In the second part of the story, when Dick has left the island under a cloud (but is still corresponding with his beloved) the action concentrates on quite a different subject – the desperate attempts of the Knight, a lifelong gambler, to raise funds to maintain his islands and their rustic staff.

A hidden cache of ‘fairy gold’ is found on the island, but quickly disposed of by Vivien, to placate the island spirits (just when we thought it might solve the problem!)  The Knight then links up, in Monte Carlo, with a seemingly wealthy but smarmy “profiteer” who suggests a partnership/loan with the object of turning the islands into a tourist attraction for day-trippers – a proposal which horrifies the girls.

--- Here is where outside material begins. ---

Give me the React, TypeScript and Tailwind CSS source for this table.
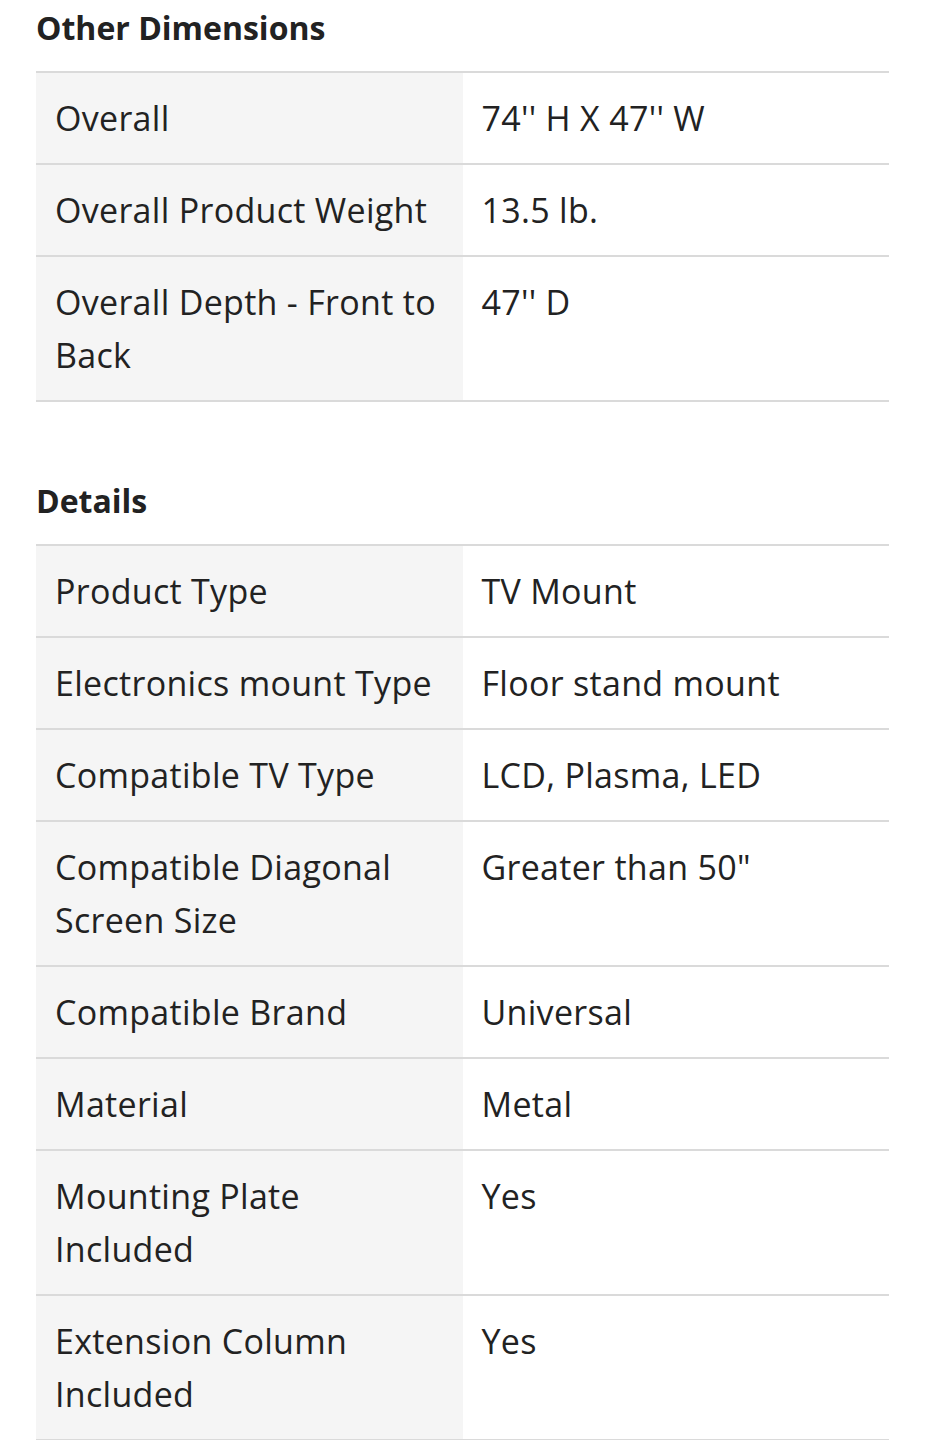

Negotiations drag on and on until it looks likely that this offer by Sir Caleb (nicknamed “the Cheshire Cat” by the girls, who consider him a ”greasy, hypocritical glutton”) will turn out to be ‘fairy gold’ too, and never materialise.  The Knight is cleverly played like a fish on a line by Sir Caleb (though perhaps for too long to maintain our interest?) and finally, the Knight offers Vivien’s hand to Sir Caleb’s son, in a bargain to save the islands.

Will Vivien give up her real love?  Or will some other ‘fairy gold’ appear to save her romance and the islands’ future?  Is there a fairy-tale ending?

In addition to the romantic interest, a major thread, running throughout the book, is the threat to a sacred, private and unspoiled wilderness by the intervention of the ‘outside world’, beginning with Dick and his men, clearly unwelcomed by the Knight and his family – although Dick soon falls under the spell of the girls and thus of the islands too, with their luxuriant vegetation, their rock and sand formations, their natural beauty and their legends.

With the appearance of Sir Caleb and his entourage, and  their proposals to modernise the islands, there is a feeling of danger both to the islands themselves and to the future happiness of the longstanding inhabitants.  When the girls manage eventually to frighten Sir Caleb away by subjecting him to an ordeal-by-sand-and-tide, we are heartily relieved!

Original readers may perhaps have been more interested in the War references than the modern reader, and possibly in the class hierarchies of the characters?  But the independence and confidence of the younger sister certainly appeals to us today, and the beauty of the prose makes it a worthwhile leisurely ‘holiday read’ – if you like fairy stories.